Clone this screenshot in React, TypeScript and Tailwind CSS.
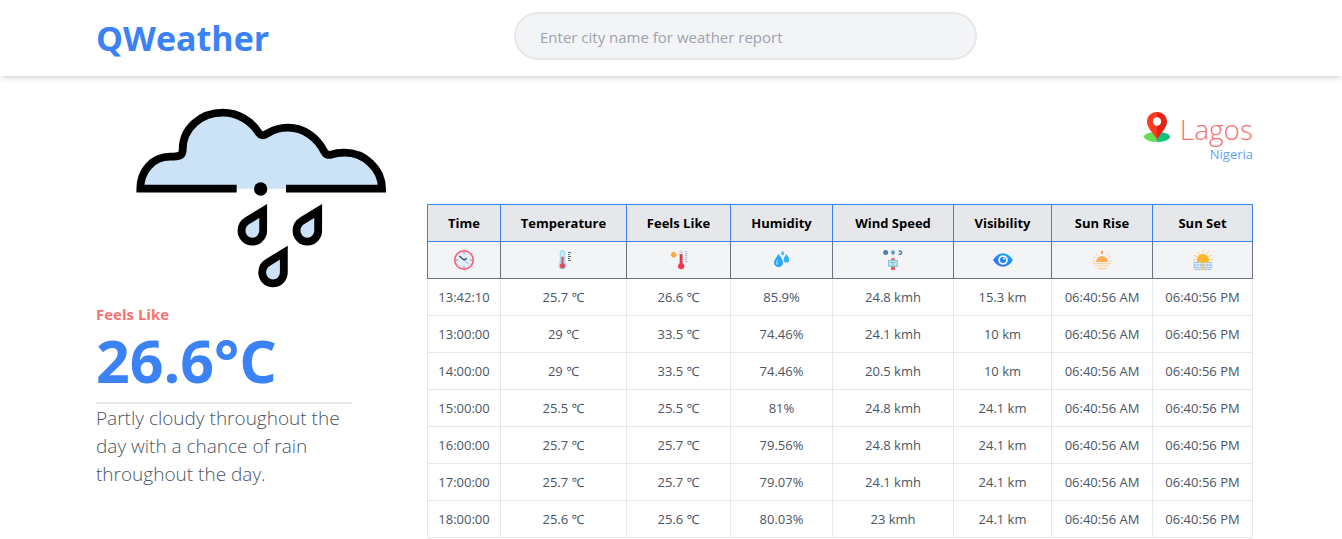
import React from "react";

type IconProps = { children: React.ReactNode };

function CellIcon({ children }: IconProps) {
  return (
    <svg viewBox="0 0 60 60" className="mx-auto block size-5" aria-hidden="true">
      {children}
    </svg>
  );
}

function ClockIcon() {
  return (
    <CellIcon>
      <circle cx="30" cy="30" r="27.5" fill="#e3f0fb" stroke="#ff5d7d" strokeWidth="5" />
      <path d="M30 7v5M30 48v5M7 30h5M48 30h5" stroke="#5d7f9e" strokeWidth="3" />
      <path d="M30 30 44 42" stroke="#62c4ee" strokeWidth="3" />
      <path d="M16 18 30 30 38 25" fill="none" stroke="#2d4763" strokeWidth="4" />
    </CellIcon>
  );
}

function ThermometerIcon() {
  return (
    <CellIcon>
      <path d="M17 8a8.5 8.5 0 0 1 17 0v29a12.500 12.500 0 1 1-17 0z" fill="#a9dcf2" />
      <path d="M22 9a3.5 3.5 0 0 1 7 0v12h-7z" fill="#d3effa" />
      <path d="M22.500 20h6v20a8 8 0 1 1-6 0z" fill="#dc4a5c" />
      <path d="M42 7.500h9M42 13.500h6M42 19.500h9M42 25.500h6M42 31.500h9" stroke="#5b7083" strokeWidth="3" />
    </CellIcon>
  );
}

function FeelsLikeIcon() {
  return (
    <CellIcon>
      <circle cx="14" cy="14" r="7.500" fill="#ff9f2e" stroke="#f7aa4f" strokeWidth="3" strokeDasharray="3 1.500" />
      <circle cx="14" cy="14" r="3.500" fill="#ffc14d" />
      <path d="M30 7a6.500 6.500 0 0 1 13 0v32a10.500 10.500 0 1 1-13 0z" fill="#d8dade" />
      <path d="M32.500 13h8v28a9 9 0 1 1-8 0z" fill="#e2364c" />
      <circle cx="36.500" cy="48" r="8.500" fill="#ff3450" />
      <path d="M48 5h5M50 11h5M48 17h5M50 23h5M48 29h5M50 35h5" stroke="#6d9bb4" strokeWidth="2.500" />
    </CellIcon>
  );
}

function HumidityIcon() {
  return (
    <CellIcon>
      <path d="M20 12C25 20 33 29 33 38a13.500 13.500 0 0 1-27 0C6 29 15 20 20 12z" fill="#29a9f5" />
      <path d="M18 27c-4 6-6 8-6 13q1 5 5 6-2-9 1-19z" fill="#a5dcfb" />
      <path d="M43 12c4 6 9 11 9 17a8.500 8.500 0 0 1-17 0c0-6 5-11 8-17z" fill="#38b1f7" />
      <path d="M32 2c3 4 5 5 5 9a5 5 0 0 1-10 0c0-4 3-5 5-9z" fill="#55bdf8" />
    </CellIcon>
  );
}

function WindIcon() {
  return (
    <CellIcon>
      <circle cx="8" cy="7.500" r="7.500" fill="#4f80a8" />
      <ellipse cx="30" cy="7.500" rx="5.500" ry="7" fill="#6398bd" />
      <path d="M47 4.500a5 5 0 1 1 0 7" fill="none" stroke="#4f80a8" strokeWidth="4.500" />
      <path d="M30 15v10" stroke="#cfe3ef" strokeWidth="3" />
      <path d="M24 25h12v35H24z" fill="#e0616c" />
      <path d="M17 32h26v16H17z" fill="#d6effb" stroke="#84cbe0" strokeWidth="4" />
      <path d="M22 37h16M25 42h10" stroke="#6ba7bd" strokeWidth="2.500" />
    </CellIcon>
  );
}

function EyeIcon() {
  return (
    <CellIcon>
      <defs>
        <linearGradient id="eye-fill" x1="0" y1="1" x2="1" y2="0">
          <stop offset="0" stopColor="#4b5bff" />
          <stop offset="0.500" stopColor="#1e86ff" />
          <stop offset="1" stopColor="#18b9ff" />
        </linearGradient>
      </defs>
      <path d="M0 30Q12 10 30 10T60 30Q48 50 30 50T0 30z" fill="url(#eye-fill)" />
      <circle cx="30" cy="30" r="14.500" fill="#e6f4ff" />
      <circle cx="30" cy="30" r="9" fill="#2380f8" />
      <circle cx="33.500" cy="26" r="3.500" fill="#d5ebff" />
    </CellIcon>
  );
}

function SunriseIcon() {
  return (
    <CellIcon>
      <path d="M12 36a18 18 0 0 1 36 0z" fill="#ffaf5c" />
      <path d="M3 41h54M9 48h42" stroke="#ffd79c" strokeWidth="3.500" />
      <path d="M17 56h26" stroke="#ffca84" strokeWidth="3.500" />
      <path d="m12 11 3 5M48 11l-3 5M4 20l5 3M56 20l-5 3M2 33h5M53 33h5" stroke="#ffc98c" strokeWidth="3" />
      <path d="M30 2v10" stroke="#f9ae66" strokeWidth="4" />
      <circle cx="30" cy="7" r="3.500" fill="#f7a25b" />
    </CellIcon>
  );
}

function SunsetIcon() {
  return (
    <CellIcon>
      <path d="M30 0v8M14 5l4 8M46 5l-4 8M4 16l8 4M56 16l-8 4M0 29h10M60 29H50" stroke="#f7cc70" strokeWidth="3" />
      <path d="M12 36V29a18 18 0 0 1 36 0v7z" fill="#fcb82f" />
      <path d="M1 38h58M1 45h58M1 52h58M5 58h50" stroke="#94c0f0" strokeWidth="4" strokeDasharray="8 1.500" />
      <path d="M24 38h12M26 45h8M26 52h8M27 58h6" stroke="#fac14c" strokeWidth="5" />
    </CellIcon>
  );
}

function RainCloud() {
  const drop = "M429.500 360V419.500A32.500 32.500 0 1 1 364.500 419.500C364.500 406 372 395 382 389Z";
  return (
    <svg
      viewBox="48 51 750 540"
      className="ml-10 block h-[180px] w-[250px]"
      role="img"
      aria-label="Rain cloud"
      stroke="#000"
      strokeWidth="23.500"
      fill="#cce2f6"
    >
      <path
        d="M350 293H61C61 240 98 197 150 197C176 197 188 196 188 176C188 112 242 65 309 65C354 65 395 91 415 124Q426 139 441 128C460 116 480 110 504 110C552 110 592 140 613 182Q619 194 632 191C644 187 656 185 674 185C732 185 786 232 786 293H498"
      />
      <circle cx="422" cy="294" r="20" fill="#000" stroke="none" />
      <path d={drop} />
      <path d={drop} transform="translate(165 0)" />
      <path d={drop} transform="translate(62 125)" />
    </svg>
  );
}

function MapPin() {
  return (
    <svg viewBox="0 0 90 90" className="size-[30px]" aria-hidden="true">
      <path d="M45 59a39 15.500 0 0 0 0 31z" fill="#66dd56" />
      <path d="M45 59a39 15.500 0 0 1 0 31z" fill="#14c27e" />
      <path d="M45 0C27 0 15 13 15 29c0 19 20 34 30 54V0z" fill="#ff3a20" />
      <path d="M45 0c18 0 30 13 30 29 0 19-20 34-30 54V0z" fill="#e62214" />
      <circle cx="45" cy="28.500" r="12.500" fill="#fff" />
    </svg>
  );
}

const columns = [
  { title: "Time", width: "w-[73px]", Icon: ClockIcon },
  { title: "Temperature", width: "w-[126px]", Icon: ThermometerIcon },
  { title: "Feels Like", width: "w-[104px]", Icon: FeelsLikeIcon },
  { title: "Humidity", width: "w-[102px]", Icon: HumidityIcon },
  { title: "Wind Speed", width: "w-[121px]", Icon: WindIcon },
  { title: "Visibility", width: "w-[98px]", Icon: EyeIcon },
  { title: "Sun Rise", width: "w-[101px]", Icon: SunriseIcon },
  { title: "Sun Set", width: "w-[100px]", Icon: SunsetIcon },
];

const hours = [
  ["13:42:10", "25.7 ℃", "26.6 ℃", "85.9%", "24.8 kmh", "15.3 km"],
  ["13:00:00", "29 ℃", "33.5 ℃", "74.46%", "24.1 kmh", "10 km"],
  ["14:00:00", "29 ℃", "33.5 ℃", "74.46%", "20.5 kmh", "10 km"],
  ["15:00:00", "25.5 ℃", "25.5 ℃", "81%", "24.8 kmh", "24.1 km"],
  ["16:00:00", "25.7 ℃", "25.7 ℃", "79.56%", "24.8 kmh", "24.1 km"],
  ["17:00:00", "25.7 ℃", "25.7 ℃", "79.07%", "24.1 kmh", "24.1 km"],
  ["18:00:00", "25.6 ℃", "25.6 ℃", "80.03%", "23 kmh", "24.1 km"],
];

function ForecastTable() {
  return (
    <table className="w-full table-fixed border-collapse text-center">
      <colgroup>
        {columns.map((c) => (
          <col key={c.title} className={c.width} />
        ))}
      </colgroup>
      <thead>
        <tr className="bg-[#e5e7eb] text-[13px] leading-5 text-black">
          {columns.map((c) => (
            <th key={c.title} scope="col" className="border border-[#3b82f6] py-2 font-bold whitespace-nowrap">
              {c.title}
            </th>
          ))}
        </tr>
      </thead>
      <tbody className="text-[13px] leading-5 text-[#4b5563]">
        <tr className="bg-[#f3f4f6]">
          {columns.map(({ title, Icon }) => (
            <td key={title} className="border border-[#6b7280] border-t-[#3b82f6] py-2">
              <Icon />
            </td>
          ))}
        </tr>
        {hours.map((row) => (
          <tr key={row[0]}>
            {[...row, "06:40:56 AM", "06:40:56 PM"].map((value, i) => (
              <td key={i} className="border border-[#e5e7eb] py-2 whitespace-nowrap">
                {value}
              </td>
            ))}
          </tr>
        ))}
      </tbody>
    </table>
  );
}

export default function App() {
  return (
    <div className="bg-white font-['Open_Sans','Noto_Sans','Noto_Sans_CJK_SC',sans-serif]">
      <header className="flex items-start bg-white px-24 py-3 shadow-md">
        <h1 className="w-[418px] shrink-0 text-[34px] leading-[52px] font-bold text-[#3b82f6]">QWeather</h1>
        <input
          type="text"
          aria-label="City name"
          placeholder="Enter city name for weather report"
          className="h-12 w-full max-w-[463px] rounded-full border-2 border-[#e5e7eb] bg-[#f3f4f6] px-6 pt-0.5 text-[15px] text-[#4b5563] outline-none placeholder:text-[#9ca3af]"
        />
      </header>
      <main className="flex pt-8 pr-[89px] pl-24">
        <section className="w-[331px] shrink-0">
          <RainCloud />
          <h2 className="mt-4 text-[15px] leading-5 font-bold text-[#f87171]">Feels Like</h2>
          <p className="text-[59px] leading-[72px] font-bold text-[#3b82f6]">26.6°C</p>
          <p className="mt-1.5 w-64 border-t-2 border-[#e5e7eb] text-[19px] leading-7 font-light text-[#4b5563]">
            Partly cloudy throughout the day with a chance of rain throughout the day.
          </p>
        </section>
        <section className="min-w-0 flex-1">
          <div className="mb-[42px] flex flex-col items-end">
            <div className="flex items-start gap-2 pt-1">
              <MapPin />
              <h2 className="text-[28px] leading-[34px] font-light text-[#f87171]">Lagos</h2>
            </div>
            <p className="text-[13px] leading-4 text-[#60a5fa]">Nigeria</p>
          </div>
          <ForecastTable />
        </section>
      </main>
    </div>
  );
}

◆ ◆ ◆ ◆ ◆

Task prompt –
Among the lines of the data, identify those with the word "React". Copy each of them.

Solution to the exercise –
Clone this screenshot in React, TypeScript and Tailwind CSS.
import React from "react";
type IconProps = { children: React.ReactNode };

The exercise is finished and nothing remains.